На Рисунке 33 изображены “чипОчки”. Мы ограничились здесь лишь некоторыми образцами.
Трудно в таком беглом очерке говорить о разных ремеслах и их технике. Собраны разнообразные принадлежности для тканья и плетения – целые ткацкие станки, очень грубой, примитивной формы, принадлежности для плетения поясков, кружев и тому подобного. На Рисунке 34 изображены “коклюшки” для плетения кружева. Стоит только внимательно оглянуться кругом – и всюду можно найти инструменты и технику поразительной старины. Для примера, упомяну об одной из пригородных, слившихся уже с городом Богородицком, стоящим на железной дороге, слободе, где найден был в работе гончарный круг, у которого еще не было даже приспособления для приведения его в действие ногой, с целью совершенно освободить руки.
Изображенный на чертеже Рисунок 35 гончарный круг приводится в движение рукой.
(Позже, осенью, мне удалось собрать еще две не малые к лекции: одну в Белгородском уезде Курской губернии, другую в Черниговской.)
В заключение, не могу не коснуться вопроса о физическом типе населения этих губерний. Для правильного поставленных антропометрических исследований, которые одни только могут дать серьезные объективные данные для решения подобных вопросов, у меня вовсе не было ни времени, ни средств. Взятые с собою антропометрические инструменты не пришлось вынуть, хотя нередко мы мечтали с Д.Т. Яновичем о том, что нам удастся измерить хотя бы полсотни человек. Все это осталось только в мечтах, и то, что мне хочется сказать дальше, есть лишь беглое впечатление путешественника. Два тезиса, однако, можно установить с полной очевидностью. Население обоих губерний – очень смешенное: в первой случайной группе лиц, снятых на улице на фотографическую пластинку, вы легко отметите очень различные антропологические типы. Вы встретите низкорослых субъектов, с широкими плоскими лицами, выдающимися скулами, и – сравнительно высоких, стройных, с красивым, правильным овалом лица, тонким профилем.
Примесь инородческого элемента к славянскому элементу не подлежит ни малейшему сомнению. Для Орловской губернии этот факт вполне красноречиво доказан обстоятельными исследованиями и наблюдениями доктора П.И. Якобия, которого я, к сожалению своему, не застал в бытность мою в Орле. Нечего и говорить о том, как желательна была бы правильная постановка антропологических изысканий в таких, например, исторических местах, как Комарицкая волость, бывшая пограничной полосой русского государства и игравшая в его жизни, в известные моменты, столь важную роль. Но все это дело будущего, — дело подготовленных к этому научных работников. Мне не удалось, к сожалению, даже положить начало собиранию точного антропологического материала, так как в мою задачу входило собирание этнографических, бытовых предметов.

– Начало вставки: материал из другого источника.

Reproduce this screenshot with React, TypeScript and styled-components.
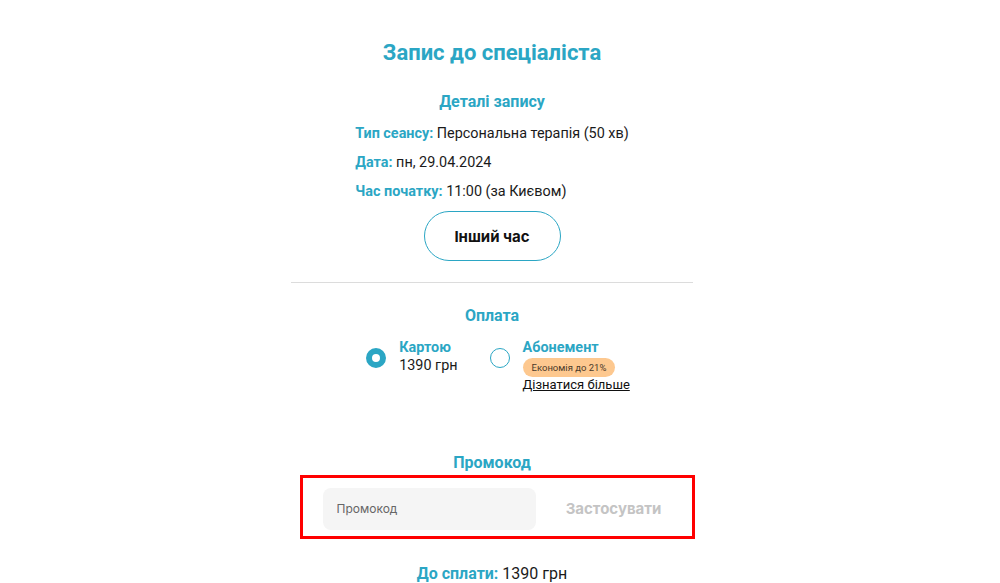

С собиранием этих последних теперь невозможно медлить. Времени упущено невозвратно уже очень много. Более 60 лет тому назад академик К.Э. Фон-Бэр говорил в Географическом обществе: “Если б богатый человек, желая оставить прочный памятник своей любви к наукам и России, спросил меня, что ему сделать для этого – я отвечал бы: доставьте возможность исследованием России в течение нескольких лет составить полное этнографическое описание нынешнего населения ее и дайте средства издать подобное описание”. И дальше: “Запасы для работ этнографических уменьшаются с каждым днем вследствие распространяющегося просвещения, которое сглаживает различия племен. Народы исчезают и остаются одни имена их”. Заботясь о сохранении памятников народного быта вообще, особенно печалился фон-Бэр положением русской этнографии: “Вообще – говорил он – из собственно русских произведений едва ли мы найдем что-нибудь в музеях, кроме разве лаптей, которые Петр великий подарил на память в Копенгаген”.
Не мало было сделано с тех пор русскими исследователями и учеными обществами, в том числе и Императорским географическим обществом, к которому обращался Бэр. Собраны и ценные коллекции, как, например, в Румянцевском музее в Москве, многими местными музеями и многими коллекционерами. Но не было еще такого учреждения, которое первой своей задачей поставило бы создать Музей русской этнографии. Пожелаем же, чтобы начавший в 1902 году свою деятельность Этнографический отдел Русского музея императора Александра 3 как можно быстрее заполнил этот важный пробел и стал тем “богатым человеком” к которому взывал Бэр. Средствами для этого он располагает, силы научные, мы верим найдутся. Почва для работы богатейшая: это 1/6 часть поверхности всей суши со 140-миллионным населением, со всем разнообразием ее природы и не меньшим разнообразием ветвей человечества, укоренившимся на этой огромной территории.